> THE EXERCISE: Quote the whole listing exactly. Leave the pictures out of your copy.

> PROVIDED DATA:
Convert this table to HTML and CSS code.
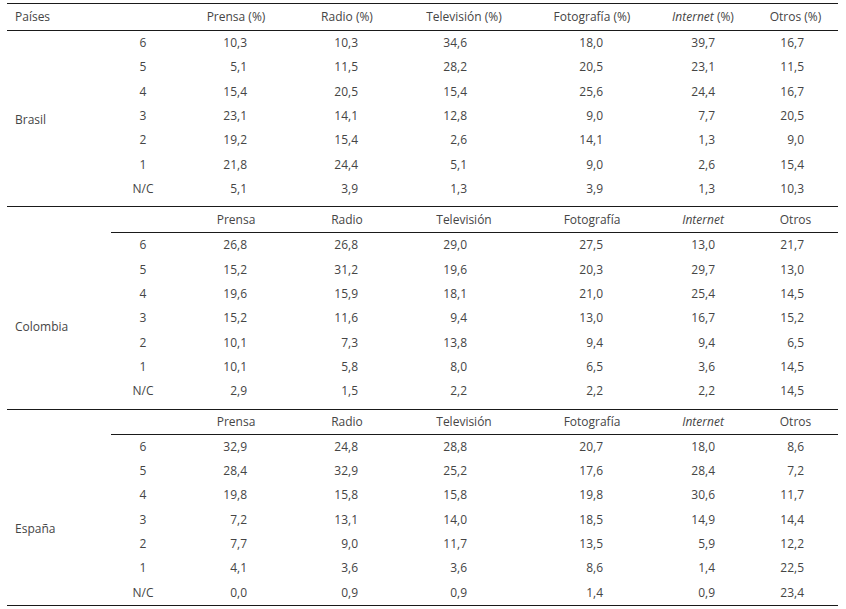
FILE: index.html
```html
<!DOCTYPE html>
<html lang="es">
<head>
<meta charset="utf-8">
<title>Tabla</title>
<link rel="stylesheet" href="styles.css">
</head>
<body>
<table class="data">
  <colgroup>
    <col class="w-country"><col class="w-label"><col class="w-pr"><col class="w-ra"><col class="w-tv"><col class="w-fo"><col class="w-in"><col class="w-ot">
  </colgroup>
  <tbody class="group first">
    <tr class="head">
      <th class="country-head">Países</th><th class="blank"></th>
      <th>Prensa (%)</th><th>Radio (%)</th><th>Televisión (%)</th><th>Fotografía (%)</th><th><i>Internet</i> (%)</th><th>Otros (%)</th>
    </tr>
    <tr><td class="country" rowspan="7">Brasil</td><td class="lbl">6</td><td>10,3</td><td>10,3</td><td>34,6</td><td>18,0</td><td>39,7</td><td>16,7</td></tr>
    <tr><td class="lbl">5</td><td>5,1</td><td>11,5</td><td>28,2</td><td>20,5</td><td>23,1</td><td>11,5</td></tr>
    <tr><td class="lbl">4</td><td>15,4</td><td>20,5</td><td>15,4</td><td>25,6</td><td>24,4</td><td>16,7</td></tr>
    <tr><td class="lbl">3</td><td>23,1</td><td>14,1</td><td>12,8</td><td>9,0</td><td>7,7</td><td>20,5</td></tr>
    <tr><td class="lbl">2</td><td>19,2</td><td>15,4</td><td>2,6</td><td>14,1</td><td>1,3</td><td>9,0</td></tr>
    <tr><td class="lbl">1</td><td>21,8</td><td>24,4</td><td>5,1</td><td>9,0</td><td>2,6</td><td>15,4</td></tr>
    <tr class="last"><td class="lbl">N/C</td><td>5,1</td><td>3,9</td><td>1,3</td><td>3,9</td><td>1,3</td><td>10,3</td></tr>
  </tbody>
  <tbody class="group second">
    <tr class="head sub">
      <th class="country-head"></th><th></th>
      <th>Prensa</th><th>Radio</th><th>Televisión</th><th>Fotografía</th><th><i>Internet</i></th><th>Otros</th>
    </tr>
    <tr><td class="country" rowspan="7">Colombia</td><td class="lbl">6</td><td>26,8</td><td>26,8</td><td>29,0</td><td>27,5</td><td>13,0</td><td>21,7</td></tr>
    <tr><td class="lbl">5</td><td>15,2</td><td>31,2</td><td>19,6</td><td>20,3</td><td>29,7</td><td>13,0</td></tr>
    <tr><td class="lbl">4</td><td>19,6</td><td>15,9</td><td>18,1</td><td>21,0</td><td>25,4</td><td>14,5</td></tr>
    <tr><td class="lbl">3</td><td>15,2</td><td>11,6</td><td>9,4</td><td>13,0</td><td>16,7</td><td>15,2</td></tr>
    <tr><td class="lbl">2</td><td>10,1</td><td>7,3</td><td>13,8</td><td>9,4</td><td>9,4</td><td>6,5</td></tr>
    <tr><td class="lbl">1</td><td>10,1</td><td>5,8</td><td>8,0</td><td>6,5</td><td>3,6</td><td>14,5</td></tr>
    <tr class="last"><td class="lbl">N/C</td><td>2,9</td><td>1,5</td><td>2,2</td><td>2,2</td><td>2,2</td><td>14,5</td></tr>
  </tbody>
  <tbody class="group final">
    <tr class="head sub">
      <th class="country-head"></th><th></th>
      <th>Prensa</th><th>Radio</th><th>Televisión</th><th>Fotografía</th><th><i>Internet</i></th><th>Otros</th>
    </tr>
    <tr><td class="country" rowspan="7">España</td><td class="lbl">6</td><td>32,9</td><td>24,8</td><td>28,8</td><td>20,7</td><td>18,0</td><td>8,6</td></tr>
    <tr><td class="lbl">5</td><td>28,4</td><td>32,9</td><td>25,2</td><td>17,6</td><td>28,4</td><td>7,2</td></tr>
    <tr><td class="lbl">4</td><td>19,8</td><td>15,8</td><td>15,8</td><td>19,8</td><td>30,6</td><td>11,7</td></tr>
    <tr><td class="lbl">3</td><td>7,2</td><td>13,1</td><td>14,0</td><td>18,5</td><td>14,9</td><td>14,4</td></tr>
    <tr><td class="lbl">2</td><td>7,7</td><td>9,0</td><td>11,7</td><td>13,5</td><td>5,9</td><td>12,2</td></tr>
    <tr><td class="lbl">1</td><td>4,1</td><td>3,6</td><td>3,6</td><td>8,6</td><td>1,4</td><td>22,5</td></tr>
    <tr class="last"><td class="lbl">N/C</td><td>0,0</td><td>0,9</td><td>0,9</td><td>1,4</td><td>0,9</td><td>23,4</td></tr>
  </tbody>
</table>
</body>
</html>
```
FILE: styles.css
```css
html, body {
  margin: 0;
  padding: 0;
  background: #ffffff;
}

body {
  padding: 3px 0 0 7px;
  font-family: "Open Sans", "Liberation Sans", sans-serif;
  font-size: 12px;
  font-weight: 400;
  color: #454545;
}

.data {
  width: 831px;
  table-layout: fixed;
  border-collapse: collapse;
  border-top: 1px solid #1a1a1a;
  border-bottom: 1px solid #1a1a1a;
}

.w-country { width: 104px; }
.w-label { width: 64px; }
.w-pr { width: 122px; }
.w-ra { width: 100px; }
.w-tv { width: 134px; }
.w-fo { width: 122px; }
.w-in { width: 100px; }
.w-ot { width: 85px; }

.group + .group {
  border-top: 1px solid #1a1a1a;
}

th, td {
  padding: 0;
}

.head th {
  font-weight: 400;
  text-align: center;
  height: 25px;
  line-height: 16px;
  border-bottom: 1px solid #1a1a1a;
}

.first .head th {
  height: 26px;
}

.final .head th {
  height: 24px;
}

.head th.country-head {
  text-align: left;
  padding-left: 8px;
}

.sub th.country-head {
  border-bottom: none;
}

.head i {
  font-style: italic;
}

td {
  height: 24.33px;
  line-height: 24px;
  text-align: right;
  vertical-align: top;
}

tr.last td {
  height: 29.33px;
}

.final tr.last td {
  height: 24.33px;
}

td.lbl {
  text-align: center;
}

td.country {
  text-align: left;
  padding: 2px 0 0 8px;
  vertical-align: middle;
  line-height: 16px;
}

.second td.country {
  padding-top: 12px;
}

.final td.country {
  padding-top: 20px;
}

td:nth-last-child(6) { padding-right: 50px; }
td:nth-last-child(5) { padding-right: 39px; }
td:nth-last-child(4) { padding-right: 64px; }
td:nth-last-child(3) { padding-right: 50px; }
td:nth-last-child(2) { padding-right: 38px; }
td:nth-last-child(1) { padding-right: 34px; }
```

> THE ANSWER:
Convert this table to HTML and CSS code.
FILE: index.html
```html
<!DOCTYPE html>
<html lang="es">
<head>
<meta charset="utf-8">
<title>Tabla</title>
<link rel="stylesheet" href="styles.css">
</head>
<body>
<table class="data">
  <colgroup>
    <col class="w-country"><col class="w-label"><col class="w-pr"><col class="w-ra"><col class="w-tv"><col class="w-fo"><col class="w-in"><col class="w-ot">
  </colgroup>
  <tbody class="group first">
    <tr class="head">
      <th class="country-head">Países</th><th class="blank"></th>
      <th>Prensa (%)</th><th>Radio (%)</th><th>Televisión (%)</th><th>Fotografía (%)</th><th><i>Internet</i> (%)</th><th>Otros (%)</th>
    </tr>
    <tr><td class="country" rowspan="7">Brasil</td><td class="lbl">6</td><td>10,3</td><td>10,3</td><td>34,6</td><td>18,0</td><td>39,7</td><td>16,7</td></tr>
    <tr><td class="lbl">5</td><td>5,1</td><td>11,5</td><td>28,2</td><td>20,5</td><td>23,1</td><td>11,5</td></tr>
    <tr><td class="lbl">4</td><td>15,4</td><td>20,5</td><td>15,4</td><td>25,6</td><td>24,4</td><td>16,7</td></tr>
    <tr><td class="lbl">3</td><td>23,1</td><td>14,1</td><td>12,8</td><td>9,0</td><td>7,7</td><td>20,5</td></tr>
    <tr><td class="lbl">2</td><td>19,2</td><td>15,4</td><td>2,6</td><td>14,1</td><td>1,3</td><td>9,0</td></tr>
    <tr><td class="lbl">1</td><td>21,8</td><td>24,4</td><td>5,1</td><td>9,0</td><td>2,6</td><td>15,4</td></tr>
    <tr class="last"><td class="lbl">N/C</td><td>5,1</td><td>3,9</td><td>1,3</td><td>3,9</td><td>1,3</td><td>10,3</td></tr>
  </tbody>
  <tbody class="group second">
    <tr class="head sub">
      <th class="country-head"></th><th></th>
      <th>Prensa</th><th>Radio</th><th>Televisión</th><th>Fotografía</th><th><i>Internet</i></th><th>Otros</th>
    </tr>
    <tr><td class="country" rowspan="7">Colombia</td><td class="lbl">6</td><td>26,8</td><td>26,8</td><td>29,0</td><td>27,5</td><td>13,0</td><td>21,7</td></tr>
    <tr><td class="lbl">5</td><td>15,2</td><td>31,2</td><td>19,6</td><td>20,3</td><td>29,7</td><td>13,0</td></tr>
    <tr><td class="lbl">4</td><td>19,6</td><td>15,9</td><td>18,1</td><td>21,0</td><td>25,4</td><td>14,5</td></tr>
    <tr><td class="lbl">3</td><td>15,2</td><td>11,6</td><td>9,4</td><td>13,0</td><td>16,7</td><td>15,2</td></tr>
    <tr><td class="lbl">2</td><td>10,1</td><td>7,3</td><td>13,8</td><td>9,4</td><td>9,4</td><td>6,5</td></tr>
    <tr><td class="lbl">1</td><td>10,1</td><td>5,8</td><td>8,0</td><td>6,5</td><td>3,6</td><td>14,5</td></tr>
    <tr class="last"><td class="lbl">N/C</td><td>2,9</td><td>1,5</td><td>2,2</td><td>2,2</td><td>2,2</td><td>14,5</td></tr>
  </tbody>
  <tbody class="group final">
    <tr class="head sub">
      <th class="country-head"></th><th></th>
      <th>Prensa</th><th>Radio</th><th>Televisión</th><th>Fotografía</th><th><i>Internet</i></th><th>Otros</th>
    </tr>
    <tr><td class="country" rowspan="7">España</td><td class="lbl">6</td><td>32,9</td><td>24,8</td><td>28,8</td><td>20,7</td><td>18,0</td><td>8,6</td></tr>
    <tr><td class="lbl">5</td><td>28,4</td><td>32,9</td><td>25,2</td><td>17,6</td><td>28,4</td><td>7,2</td></tr>
    <tr><td class="lbl">4</td><td>19,8</td><td>15,8</td><td>15,8</td><td>19,8</td><td>30,6</td><td>11,7</td></tr>
    <tr><td class="lbl">3</td><td>7,2</td><td>13,1</td><td>14,0</td><td>18,5</td><td>14,9</td><td>14,4</td></tr>
    <tr><td class="lbl">2</td><td>7,7</td><td>9,0</td><td>11,7</td><td>13,5</td><td>5,9</td><td>12,2</td></tr>
    <tr><td class="lbl">1</td><td>4,1</td><td>3,6</td><td>3,6</td><td>8,6</td><td>1,4</td><td>22,5</td></tr>
    <tr class="last"><td class="lbl">N/C</td><td>0,0</td><td>0,9</td><td>0,9</td><td>1,4</td><td>0,9</td><td>23,4</td></tr>
  </tbody>
</table>
</body>
</html>
```
FILE: styles.css
```css
html, body {
  margin: 0;
  padding: 0;
  background: #ffffff;
}

body {
  padding: 3px 0 0 7px;
  font-family: "Open Sans", "Liberation Sans", sans-serif;
  font-size: 12px;
  font-weight: 400;
  color: #454545;
}

.data {
  width: 831px;
  table-layout: fixed;
  border-collapse: collapse;
  border-top: 1px solid #1a1a1a;
  border-bottom: 1px solid #1a1a1a;
}

.w-country { width: 104px; }
.w-label { width: 64px; }
.w-pr { width: 122px; }
.w-ra { width: 100px; }
.w-tv { width: 134px; }
.w-fo { width: 122px; }
.w-in { width: 100px; }
.w-ot { width: 85px; }

.group + .group {
  border-top: 1px solid #1a1a1a;
}

th, td {
  padding: 0;
}

.head th {
  font-weight: 400;
  text-align: center;
  height: 25px;
  line-height: 16px;
  border-bottom: 1px solid #1a1a1a;
}

.first .head th {
  height: 26px;
}

.final .head th {
  height: 24px;
}

.head th.country-head {
  text-align: left;
  padding-left: 8px;
}

.sub th.country-head {
  border-bottom: none;
}

.head i {
  font-style: italic;
}

td {
  height: 24.33px;
  line-height: 24px;
  text-align: right;
  vertical-align: top;
}

tr.last td {
  height: 29.33px;
}

.final tr.last td {
  height: 24.33px;
}

td.lbl {
  text-align: center;
}

td.country {
  text-align: left;
  padding: 2px 0 0 8px;
  vertical-align: middle;
  line-height: 16px;
}

.second td.country {
  padding-top: 12px;
}

.final td.country {
  padding-top: 20px;
}

td:nth-last-child(6) { padding-right: 50px; }
td:nth-last-child(5) { padding-right: 39px; }
td:nth-last-child(4) { padding-right: 64px; }
td:nth-last-child(3) { padding-right: 50px; }
td:nth-last-child(2) { padding-right: 38px; }
td:nth-last-child(1) { padding-right: 34px; }
```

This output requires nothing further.